Eine Bronzetafel skizziert den Weg des Gewässers von Wülfrath zum Rhein. Dabei gibt es auch Karten, die dort einen „Mühlenbach“ verzeichnen. Das ist durchaus plausibel, weil dort eine Mühle stand. Die Buchautoren sind sich sicher, dass die historische Anger unweit des Fliether-Hochhauses entspringt. Bei dem Quellgebiet „In den Fliethen“ handelt es sich um eine Senke zwischen Burgstraße und Mettmanner Straße. Eine der Quelle versteckt sich in dem Haus „Unterste Flieth“: In einem felsigen Schacht im Keller sammelt sich klares Wasser, das über ein Rohr in einen Teich fließt, neben dem sich eine weitere Quelle befindet.
In unmittelbarer Nähe ist übrigens das Haus, in dessen Anbau einst die „Wönnemannsche Schmiede stand“, die im Deutschen Schloss- und Beschlägemuseum die Anfänge der Schlossindustrie darstellt. „Die Quelle im Keller macht keine Probleme“, versichern die Bewohner des ungefähr 250 Jahren alten Hauses „Hausmann“. Der aus dem Quellgebiet entstandene Angerbach nahm den Heiderbach und den Hohdahlbach aus Tönisheide auf und floss auf Rohdenhaus zu.
Wird der Eignerbach nun umfirmiert?
Der weitere Verlauf war immer unstrittig die Anger oder der Angerbach.

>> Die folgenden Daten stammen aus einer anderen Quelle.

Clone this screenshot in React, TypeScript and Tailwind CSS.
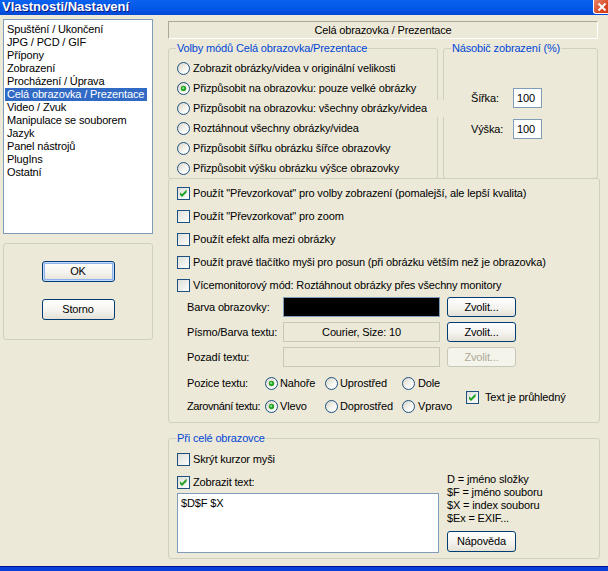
import type { ReactNode } from 'react';

const pages = [
  'Spuštění / Ukončení',
  'JPG / PCD / GIF',
  'Přípony',
  'Zobrazení',
  'Procházení / Úprava',
  'Celá obrazovka / Prezentace',
  'Video / Zvuk',
  'Manipulace se souborem',
  'Jazyk',
  'Panel nástrojů',
  'PlugIns',
  'Ostatní',
];

const modes = [
  'Zobrazit obrázky/videa v originální velikosti',
  'Přizpůsobit na obrazovku: pouze velké obrázky',
  'Přizpůsobit na obrazovku: všechny obrázky/videa',
  'Roztáhnout všechny obrázky/videa',
  'Přizpůsobit šířku obrázku šířce obrazovky',
  'Přizpůsobit výšku obrázku výšce obrazovky',
];

const options = [
  { label: 'Použít "Převzorkovat" pro volby zobrazení (pomalejší, ale lepší kvalita)', checked: true },
  { label: 'Použít "Převzorkovat" pro zoom', checked: false },
  { label: 'Použít efekt alfa mezi obrázky', checked: false },
  { label: 'Použít pravé tlačítko myši pro posun (při obrázku větším než je obrazovka)', checked: false },
  { label: 'Vícemonitorový mód: Roztáhnout obrázky přes všechny monitory', checked: false },
];

const Radio = ({ checked = false }: { checked?: boolean }) => (
  <svg width="13" height="13" viewBox="0 0 13 13" className="shrink-0">
    <defs>
      <linearGradient id="xp-radio" x1="0" y1="0" x2="1" y2="1">
        <stop offset="0" stopColor="#d6d3c2" />
        <stop offset="0.6" stopColor="#f7f7f4" />
        <stop offset="1" stopColor="#ffffff" />
      </linearGradient>
    </defs>
    <circle cx="6.5" cy="6.5" r="6" fill="url(#xp-radio)" stroke="#1c5180" />
    {checked && (
      <>
        <circle cx="6.5" cy="6.5" r="2.7" fill="#25a125" />
        <circle cx="6.2" cy="6.2" r="1.1" fill="#8fe58f" />
      </>
    )}
  </svg>
);

const Check = ({ checked = false }: { checked?: boolean }) => (
  <svg width="13" height="13" viewBox="0 0 13 13" className="shrink-0">
    <defs>
      <linearGradient id="xp-check" x1="0" y1="0" x2="1" y2="1">
        <stop offset="0" stopColor="#dcdcd7" />
        <stop offset="1" stopColor="#ffffff" />
      </linearGradient>
    </defs>
    <rect x="0.5" y="0.5" width="12" height="12" fill="url(#xp-check)" stroke="#1c5180" />
    {checked && <path d="M3 5.2 L5 7.2 L9.6 2.6 L9.6 5.4 L5 10 L3 8 Z" fill="#21a121" />}
  </svg>
);

const XpButton = ({
  children,
  className = '',
  disabled = false,
  focused = false,
}: {
  children: ReactNode;
  className?: string;
  disabled?: boolean;
  focused?: boolean;
}) => (
  <button
    type="button"
    className={`flex shrink-0 items-center justify-center rounded-[3px] border ${
      disabled
        ? 'border-[#c9c7ba] bg-[#f5f4ea] text-[#aca899]'
        : 'border-[#003c74] bg-[linear-gradient(to_bottom,#ffffff,#f4f3ee_55%,#e4e1d6)]'
    } ${focused ? 'shadow-[inset_0_0_0_1px_#c2dafc,inset_0_0_0_2px_#8cb0f0]' : ''} ${className}`}
  >
    {children}
  </button>
);

const Group = ({
  title,
  className = '',
  children,
}: {
  title?: string;
  className?: string;
  children: ReactNode;
}) => (
  <fieldset className={`min-w-0 rounded-[3px] border border-[#d0d0bf] ${className}`}>
    {title && <legend className="ml-[7px] px-px text-[#0046d5]">{title}</legend>}
    {children}
  </fieldset>
);

const RadioLabel = ({ checked, label, gap = 'gap-[2px]' }: { checked?: boolean; label: string; gap?: string }) => (
  <div className={`flex items-center ${gap}`}>
    <Radio checked={checked} />
    <span>{label}</span>
  </div>
);

export default function App() {
  return (
    <div className="relative flex h-[571px] w-[608px] flex-col overflow-hidden bg-[#ece9d8] font-['Liberation_Sans',Arial,sans-serif] text-[11px] leading-[13px] tracking-[-0.15px] text-black">
      {/* title bar, top is cut off */}
      <div className="relative h-[15px] shrink-0 bg-[linear-gradient(to_bottom,#0a62ef,#0256e6_60%,#0148d4)]">
        <div className="pl-[2px] text-[13px] leading-[13px] font-bold tracking-normal text-white [text-shadow:1px_1px_#0a1883]">
          Vlastnosti/Nastavení
        </div>
        <div className="absolute top-0 left-[593px] flex h-[14px] w-[20px] items-center rounded-bl-[3px] border-b border-l border-white bg-[linear-gradient(135deg,#e98468,#d9441f_60%,#c23a16)] pl-[3px]">
          <svg width="10" height="10" viewBox="0 0 10 10">
            <path d="M1.5 1.5 L8.5 8.5 M8.5 1.5 L1.5 8.5" stroke="#fff" strokeWidth="2" />
          </svg>
        </div>
      </div>

      <div className="flex flex-1">
        {/* left column */}
        <div className="mt-[4px] ml-[3px] w-[150px] shrink-0">
          <div className="h-[215px] border border-[#7f9db9] bg-white pt-[3px]">
            {pages.map((p) => (
              <div
                key={p}
                className={`mr-[5px] ml-px h-[13px] pl-[2px] whitespace-nowrap ${
                  p === 'Celá obrazovka / Prezentace' ? 'bg-[#316ac5] text-white' : ''
                }`}
              >
                {p}
              </div>
            ))}
          </div>
          <div className="mt-[9px] flex h-[97px] flex-col items-center gap-[17px] rounded-[3px] border border-[#d0d0bf] pt-[17px]">
            <XpButton focused className="h-[21px] w-[73px]">
              OK
            </XpButton>
            <XpButton className="h-[21px] w-[73px]">Storno</XpButton>
          </div>
        </div>

        {/* right column */}
        <div className="mt-[6px] ml-[15px] flex w-[432px] shrink-0 flex-col">
          <div className="flex h-[18px] w-[430px] items-center justify-center border border-t-[#aca899] border-r-white border-b-white border-l-[#aca899]">
            Celá obrazovka / Prezentace
          </div>

          <div className="mt-[3px] flex gap-[5px]">
            <Group title="Volby módů Celá obrazovka/Prezentace" className="h-[137px] w-[270px]">
              <div className="flex flex-col pt-[3px] pl-[8px]">
                {modes.map((m, i) => (
                  <div key={m} className="flex h-5 shrink-0 items-center gap-[3px]">
                    <Radio checked={i === 1} />
                    {i === 2 ? (
                      <span className="relative z-10 flex h-[17px] w-[255px] shrink-0 items-center bg-[#ece9d8] whitespace-nowrap">
                        {m}
                      </span>
                    ) : (
                      <span className="whitespace-nowrap">{m}</span>
                    )}
                  </div>
                ))}
              </div>
            </Group>
            <Group title="Násobič zobrazení (%)" className="h-[137px] w-[155px]">
              <div className="mt-[33px] flex flex-col gap-[11px] pl-[27px]">
                {['Šířka:', 'Výška:'].map((l) => (
                  <div key={l} className="flex items-center">
                    <span className="w-[42px]">{l}</span>
                    <div className="flex h-5 w-[29px] items-center border border-[#7f9db9] bg-white pl-[3px]">100</div>
                  </div>
                ))}
              </div>
            </Group>
          </div>

          <Group className="-mt-px h-[245px] w-[432px]">
            <div className="flex flex-col pt-[3px] pl-[8px]">
              {options.map((o) => (
                <div key={o.label} className="flex h-[23px] items-center gap-[3px] whitespace-nowrap">
                  <Check checked={o.checked} />
                  <span>{o.label}</span>
                </div>
              ))}

              <div className="flex flex-col gap-[5px]">
                <div className="flex h-5 items-center">
                  <span className="w-[106px] pl-[10px]">Barva obrazovky:</span>
                  <div className="h-5 w-[157px] border border-[#7f9db9] bg-black" />
                  <XpButton className="ml-[7px] h-5 w-[69px]">Zvolit...</XpButton>
                </div>
                <div className="flex h-5 items-center">
                  <span className="w-[106px] pl-[10px]">Písmo/Barva textu:</span>
                  <div className="flex h-5 w-[157px] items-center justify-center border border-[#c9c7ba]">
                    Courier, Size: 10
                  </div>
                  <XpButton className="ml-[7px] h-5 w-[69px]">Zvolit...</XpButton>
                </div>
                <div className="flex h-5 items-center">
                  <span className="w-[106px] pl-[10px]">Pozadí textu:</span>
                  <div className="h-5 w-[157px] border border-[#c9c7ba]" />
                  <XpButton disabled className="ml-[7px] h-5 w-[69px]">
                    Zvolit...
                  </XpButton>
                </div>
              </div>

              <div className="mt-[5px] flex items-center">
                <div className="grid grid-cols-[78px_60px_77px_64px] pl-[10px]">
                  <div className="flex h-[23px] items-center">Pozice textu:</div>
                  <div className="flex items-center">
                    <RadioLabel checked label="Nahoře" />
                  </div>
                  <div className="flex items-center">
                    <RadioLabel label="Uprostřed" />
                  </div>
                  <div className="flex items-center">
                    <RadioLabel label="Dole" gap="gap-[3px]" />
                  </div>
                  <div className="flex h-[23px] items-center tracking-[-0.4px] whitespace-nowrap">Zarovnání textu:</div>
                  <div className="flex items-center">
                    <RadioLabel checked label="Vlevo" />
                  </div>
                  <div className="flex items-center">
                    <RadioLabel label="Doprostřed" />
                  </div>
                  <div className="flex items-center">
                    <RadioLabel label="Vpravo" gap="gap-[3px]" />
                  </div>
                </div>
                <div className="mt-[5px] flex items-center gap-[6px]">
                  <Check checked />
                  <span>Text je průhledný</span>
                </div>
              </div>
            </div>
          </Group>

          <Group title="Při celé obrazovce" className="mt-[9px] h-[127px] w-[432px]">
            <div className="flex items-end pl-[8px]">
              <div className="flex w-[262px] flex-col">
                <div className="mt-[6px] flex h-[17px] items-center gap-[3px]">
                  <Check />
                  <span>Skrýt kurzor myši</span>
                </div>
                <div className="mt-[6px] flex h-[17px] items-center gap-[3px]">
                  <Check checked />
                  <span>Zobrazit text:</span>
                </div>
                <div className="mt-[2px] h-[60px] border border-[#7f9db9] bg-white pt-[3px] pl-[3px]">$D$F $X</div>
              </div>
              <div className="mb-px ml-[8px] flex flex-col">
                <div>D = jméno složky</div>
                <div>$F = jméno souboru</div>
                <div>$X = index souboru</div>
                <div>$Ex = EXIF...</div>
                <XpButton className="mt-[6px] h-[21px] w-[69px]">Nápověda</XpButton>
              </div>
            </div>
          </Group>
        </div>
      </div>

      {/* bottom window frame */}
      <div className="h-[5px] shrink-0 border-t border-[#00138c] bg-[#0a3fd9]" />
    </div>
  );
}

Aufgrund dieser Erkenntnisse, dass die Quelle der Anger tatsächlich in Velbert liegt, hatte vor drei Jahren der Velberter Rat auf Initiative der SPD beschlossen, den Kreis Mettmann aufzufordern, die Bezeichnung „Eignerbach“ durch den historisch und hydrologisch korrekten Namen zu ersetzen.
Landrat Thomas Hendele würdigt in seiner Stellungnahme die „herausragende ortsgeschichtliche Arbeit“ und bezeichnet den Quellaustritt auf Velberter Gebiet als besonderen historischen Ankerpunkt. Nach den aktuellen Recherchen der Kreisverwaltung taucht der „Eigner Bach“ bereits 1933 auf einer Karte des Kreisvermessungsamtes auf, womit die Bezeichnung seit 91 Jahren besteht und ortsgeschichtlich Bedeutung erlangte. Der Landrat spricht sich gegen eine Namensänderung aus.
Er begründet dies mit der Tatsache, dass der heutige Bach nicht mehr in dem historischen Gewässerbett fließt. Eine Namensänderung hält er für aussichtslos, weil in Wülfrath die ortsgeschichtliche Bedeutung der Anger und seiner Quelle im Ortszentrum mit einer hohen Sensibilität verbunden ist. Der Velberter Rat schloss sich der Entscheidung des Landrates an und beauftragte die Stadtverwaltung, mit den Autoren Kontakt aufzunehmen, um eine historische Würdigung der Angerquelle zu finden. „Das war‘s, die Angergeschichte ist für Herrn Kopshoff und mich beendet“, reagierte Jürgen Scheidsteger enttäuscht, dem es nicht gelang, bei den Entscheidungsträgern ein Geschichtsbewusstsein für 2000 Jahre Anger in Velbert zu wecken.